François Ayroles, en bon amateur d’expérimentations, interroge une nouvelle fois le médium, son potentiel et ses limites (sans limites ?) à travers cette fantaisie ultra lisible mais pleine de mystères Un objet unique puisque l’on a l’impression tenace que cette histoire n’aurait pu être racontée autrement ou aussi bien avec un autre médium. Vous le savez mais petit rappel : Hermès, chaussé de sandales ailées, est le messager des dieux chez les Grecs anciens. Messager, oui, capable de s’élever et de se déplacer rapidement. Mais aussi, dans une symbolique utilitaire, le protecteur des voleurs.
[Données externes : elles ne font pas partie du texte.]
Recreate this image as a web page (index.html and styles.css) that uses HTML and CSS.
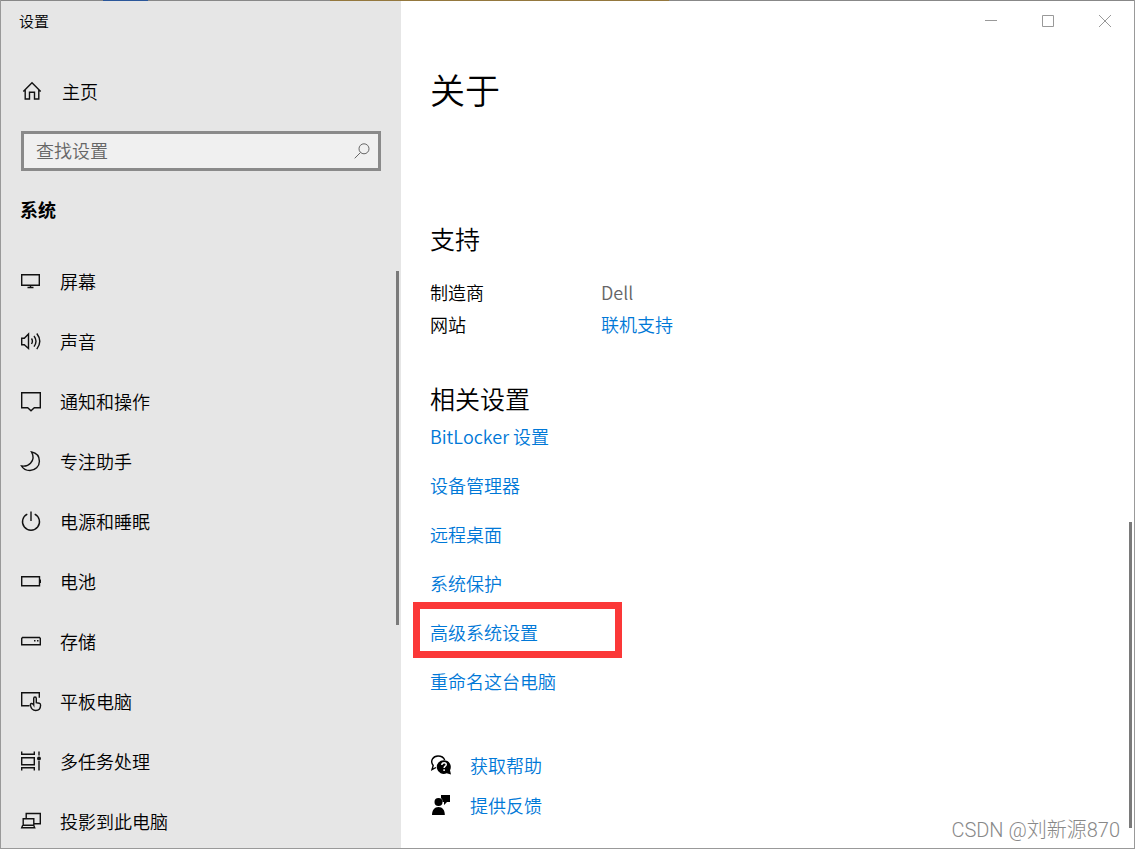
FILE: index.html
```
<!DOCTYPE html>
<html lang="zh-CN">
<head>
<meta charset="utf-8">
<meta name="viewport" content="width=device-width, initial-scale=1">
<title>设置</title>
<link rel="stylesheet" href="styles.css">
</head>
<body>
<div class="window">
  <aside class="sidebar">
    <div class="app-title">设置</div>
    <a class="home" href="#">
      <svg class="icon" viewBox="0 0 22 22"><path d="M2.300 11.500 11 2.800l8.700 8.700M4.200 9.800v9.200h4.300v-6.800h5V19h4.300V9.800"/></svg>
      <span>主页</span>
    </a>
    <label class="search">
      <input class="search-input" type="text" placeholder="查找设置" aria-label="查找设置">
      <svg class="search-icon" viewBox="0 0 16 16"><circle cx="10" cy="5.800" r="5"/><path d="M6.500 9.500.7 15.300"/></svg>
    </label>
    <h2 class="group-title">系统</h2>
    <nav class="nav">
      <a class="nav-item" href="#"><svg class="icon" viewBox="0 0 22 22"><path d="M1.700 4.700h17.600v10.600H1.700zM10.500 15.500v2M7.500 17.500h6"/></svg><span>屏幕</span></a>
      <a class="nav-item" href="#"><svg class="icon" viewBox="0 0 22 22"><path d="M1.700 8.300h2.600L8.500 4v14.500l-4.200-3.800H1.700zM11.500 8.500q1.800 2.600 0 5.500M14 6q4 5.300 0 10.600M16.800 3.500q6 7.700 0 15.600"/></svg><span>声音</span></a>
      <a class="nav-item" href="#"><svg class="icon" viewBox="0 0 22 22"><path d="M1.700 2.700h18.600v15h-6L11 20.800l-3.300-3.100h-6z"/></svg><span>通知和操作</span></a>
      <a class="nav-item" href="#"><svg class="icon" viewBox="0 0 22 22"><path d="M11.500 2c5 1 7.900 4.700 7.900 9.200 0 5.200-4.200 9.300-9.400 9.300-4 0-7-1.800-8.500-4.500 3.500.5 6.900-.3 9-2.700 3-3.200 3.200-7.500 1-11.300z"/></svg><span>专注助手</span></a>
      <a class="nav-item" href="#"><svg class="icon" viewBox="0 0 22 22"><path d="M7.300 4.100a8.500 8.500 0 1 0 7.400 0M11 1.500v9.500"/></svg><span>电源和睡眠</span></a>
      <a class="nav-item" href="#"><svg class="icon" viewBox="0 0 22 22"><path d="M1.700 6.700h17.800v9H1.700z"/><path class="solid" d="M19.500 9.500H21v3.500h-1.500z"/></svg><span>电池</span></a>
      <a class="nav-item" href="#"><svg class="icon" viewBox="0 0 22 22"><path d="M2.500 7.500h17l.8 1v6.200H1.700V8.500z"/><path class="solid" d="M14 10h1.500v1.500H14zM17 10h1.500v1.500H17z"/></svg><span>存储</span></a>
      <a class="nav-item" href="#"><svg class="icon" viewBox="0 0 22 22"><path d="M9.500 15.700H1.700v-13h17.600v5M13.700 15V8.500c0-2 2.600-2 2.600 0v4.200l3 .5c1 .3 1.300 1 1.300 2-.1 3-1.600 5.300-4.800 5.300-3 0-4.800-1.500-5.400-5.500-.2-1.700 2-2.300 3.300 0z"/></svg><span>平板电脑</span></a>
      <a class="nav-item" href="#"><svg class="icon" viewBox="0 0 22 22"><path d="M1.700 1.500v2.700h12.600V1.500M1.700 7.700h12.600v7H1.700zM1.700 20.500v-2.700h12.600v2.700M19 1.500v4M19 11v9.500"/><circle class="solid" cx="19" cy="8.500" r="2"/></svg><span>多任务处理</span></a>
      <a class="nav-item" href="#"><svg class="icon" viewBox="0 0 22 22"><path d="M6.200 8V3.500h14.100v10.200h-6M3.200 8.700h10.600v6.500H3.200zM2.700 15.200l-1 2.500h13l-1-2.500"/></svg><span>投影到此电脑</span></a>
    </nav>
    <div class="scrollbar sidebar-scroll"></div>
  </aside>
  <main class="main">
    <div class="caption">
      <button class="caption-button" type="button" aria-label="最小化"><svg class="caption-icon" viewBox="0 0 14 14"><path d="M1 6.500h12"/></svg></button>
      <button class="caption-button" type="button" aria-label="最大化"><svg class="caption-icon" viewBox="0 0 14 14"><path d="M1.500 1.500h11v11h-11z"/></svg></button>
      <button class="caption-button" type="button" aria-label="关闭"><svg class="caption-icon" viewBox="0 0 14 14"><path d="m1 1 12 12M13 1 1 13"/></svg></button>
    </div>
    <div class="content">
      <h1 class="page-title">关于</h1>
      <section class="support">
        <h2 class="section-title">支持</h2>
        <dl class="facts">
          <dt>制造商</dt><dd class="muted">Dell</dd>
          <dt>网站</dt><dd><a class="link" href="#">联机支持</a></dd>
        </dl>
      </section>
      <section class="related">
        <h2 class="section-title">相关设置</h2>
        <div class="links">
          <a class="link" href="#">BitLocker 设置</a>
          <a class="link" href="#">设备管理器</a>
          <a class="link" href="#">远程桌面</a>
          <a class="link" href="#">系统保护</a>
          <a class="link marked" href="#">高级系统设置</a>
          <a class="link" href="#">重命名这台电脑</a>
        </div>
      </section>
      <div class="help">
        <a class="help-item link" href="#"><svg class="help-icon" viewBox="0 0 22 22"><path class="outline" d="M6 13.500 2 15.700l1.200-4.200C-.5 6.500 3.500 2 8 2c3.500 0 5.800 1.700 6.700 4"/><path d="M14 6.200a6.800 6.800 0 0 1 6 10l1 4.300-4.300-1.200A6.900 6.900 0 1 1 14 6.200z"/><path class="question" d="M11.800 11c0-3.200 4.600-3 4.400-.3-.1 1.500-2.100 1.500-2.100 3.300M14.100 15.300v1.600"/></svg><span>获取帮助</span></a>
        <a class="help-item link" href="#"><svg class="help-icon" viewBox="0 0 22 22"><path d="M11 1h9v7h-3l-3 3V8h-1.500A4.300 4.300 0 0 0 11 4z"/><circle cx="8.500" cy="8" r="4"/><path d="M2 21c0-5 2.500-8 6.500-8s6.300 3 6.300 8z"/></svg><span>提供反馈</span></a>
      </div>
    </div>
    <div class="scrollbar main-scroll"></div>
    <div class="watermark">CSDN @刘新源870</div>
  </main>
</div>
</body>
</html>
```
FILE: styles.css
```
*,
*::before,
*::after {
  box-sizing: border-box;
}

body {
  margin: 0;
  font-family: "Noto Sans CJK SC", sans-serif;
  font-size: 18px;
  font-weight: 350;
  line-height: 24px;
  color: #000;
  background: #fff;
}

a {
  color: inherit;
  text-decoration: none;
}

h1,
h2,
dl,
dd {
  margin: 0;
  font-weight: inherit;
}

.window {
  position: relative;
  display: flex;
  height: 100vh;
  overflow: hidden;
  border: 1px solid #999;
  border-top: 0;
  padding-top: 1px;
}

/* Strip of the desktop seen above the window */
.window::before {
  content: "";
  position: absolute;
  inset: 0 0 auto;
  height: 1px;
  background: linear-gradient(90deg, #888 9%, #2b579a 9% 13%, #888 13% 29%, #94783e 29% 59%, #888 59%);
}

.sidebar {
  position: relative;
  display: flex;
  flex: none;
  flex-direction: column;
  width: 400px;
  padding: 0 20px 0 19px;
  background: #e6e6e6;
}

.app-title {
  margin-left: -1px;
  font-size: 15px;
  line-height: 40px;
}

.home {
  display: flex;
  align-items: center;
  gap: 19px;
  height: 40px;
  margin: 30px 0 0 1px;
}

.icon {
  flex: none;
  width: 22px;
  height: 22px;
  fill: none;
  stroke: #111;
  stroke-width: 1.4;
}

.icon .solid {
  fill: #111;
  stroke: none;
}

.search {
  display: flex;
  align-items: center;
  height: 40px;
  margin: 20px 0 0 1px;
  padding: 0 8px 0 12px;
  border: 3px solid #8a8a8a;
  background: #f0f0f0;
}

.search-input {
  flex: 1;
  min-width: 0;
  height: 32px;
  margin-bottom: 2px;
  padding: 0;
  border: 0;
  outline: 0;
  background: none;
  font: inherit;
}

.search-input::placeholder {
  color: #666;
  opacity: 1;
}

.search-icon {
  width: 16px;
  height: 16px;
  fill: none;
  stroke: #666;
}

.group-title {
  margin-top: 23px;
  font-size: 18px;
  font-weight: 700;
  line-height: 30px;
}

.nav {
  flex: 1;
  min-height: 0;
  margin-top: 27px;
  overflow: hidden;
}

.nav-item {
  display: flex;
  align-items: center;
  gap: 18px;
  height: 60px;
}

.scrollbar {
  position: absolute;
  width: 3px;
  background: #7a7a7a;
}

.sidebar-scroll {
  top: 270px;
  right: 2px;
  height: 354px;
}

.main {
  position: relative;
  flex: 1;
  min-width: 0;
  background: #fff;
}

.caption {
  display: flex;
  justify-content: flex-end;
  padding-right: 1px;
}

.caption-button {
  display: flex;
  align-items: center;
  justify-content: center;
  width: 57px;
  height: 40px;
  padding: 0;
  border: 0;
  background: none;
}

.caption-icon {
  width: 14px;
  height: 14px;
  fill: none;
  stroke: #999;
}

.content {
  padding: 23px 29px 0;
}

.page-title {
  font-size: 35px;
  line-height: 50px;
}

.support {
  margin-top: 107px;
}

.section-title {
  font-size: 25px;
  line-height: 34px;
}

.facts {
  display: grid;
  grid-template-columns: 171px 1fr;
  margin-top: 21px;
  line-height: 32px;
}

.muted {
  color: #666;
}

.link {
  color: #0078d7;
}

.related {
  margin-top: 41px;
}

.links {
  display: flex;
  flex-direction: column;
  align-items: flex-start;
  gap: 25px;
  margin-top: 9px;
}

.marked {
  position: relative;
}

/* Red frame drawn around the highlighted link */
.marked::after {
  content: "";
  position: absolute;
  top: -18px;
  left: -17px;
  width: 209px;
  height: 56px;
  border: 7px solid #fb3838;
}

.help {
  display: flex;
  flex-direction: column;
  align-items: flex-start;
  margin-top: 52px;
}

.help-item {
  display: flex;
  align-items: center;
  gap: 18px;
  height: 40px;
}

.help-icon {
  width: 22px;
  height: 22px;
  fill: #000;
}

.help-icon .outline {
  fill: none;
  stroke: #000;
  stroke-width: 1.4;
}

.help-icon .question {
  fill: none;
  stroke: #fff;
  stroke-width: 1.5;
}

.main-scroll {
  right: 2px;
  bottom: 20px;
  height: 306px;
}

.watermark {
  position: absolute;
  right: 14px;
  bottom: 6px;
  font-family: Roboto, "Noto Sans CJK SC", sans-serif;
  font-size: 20px;
  font-weight: 300;
  color: #888;
}
```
Une piste pour lire ce formidable voyage où l’on nous invite à interpréter le déplacement, de mains en mains, d’une petite valise noire.
Relais, passeurs, paysages mouvants, intentions floues ou pas, tout invite à « l’herméneutique » (l’art d’interpréter, qui vient donc du mot Hermès, rappelé en postface). Jeu sur les formes, les vides et les pleins, art de la symétrie, on retrouve le charme des BD de François Ayroles. Jamais démonstratif et sans esbroufe, juste le talent. Dans une interaction parfaite entre le lecteur et l’histoire, on navigue à vue avec délice, soufflé par la force de frappe faussement minimaliste, la simplicité et la fluidité du récit, qu’on relit bien sûr avec toujours plus d’intérêt. Récit court truffé de détails – seize pages à l’encre de Chine pour 6 petits euros – il faudra au lecteur un peu d’attention pour lier et articuler les images, inventer le texte. On ne vous en dit pas plus. C’est un coup de maître et ça se passe de mots.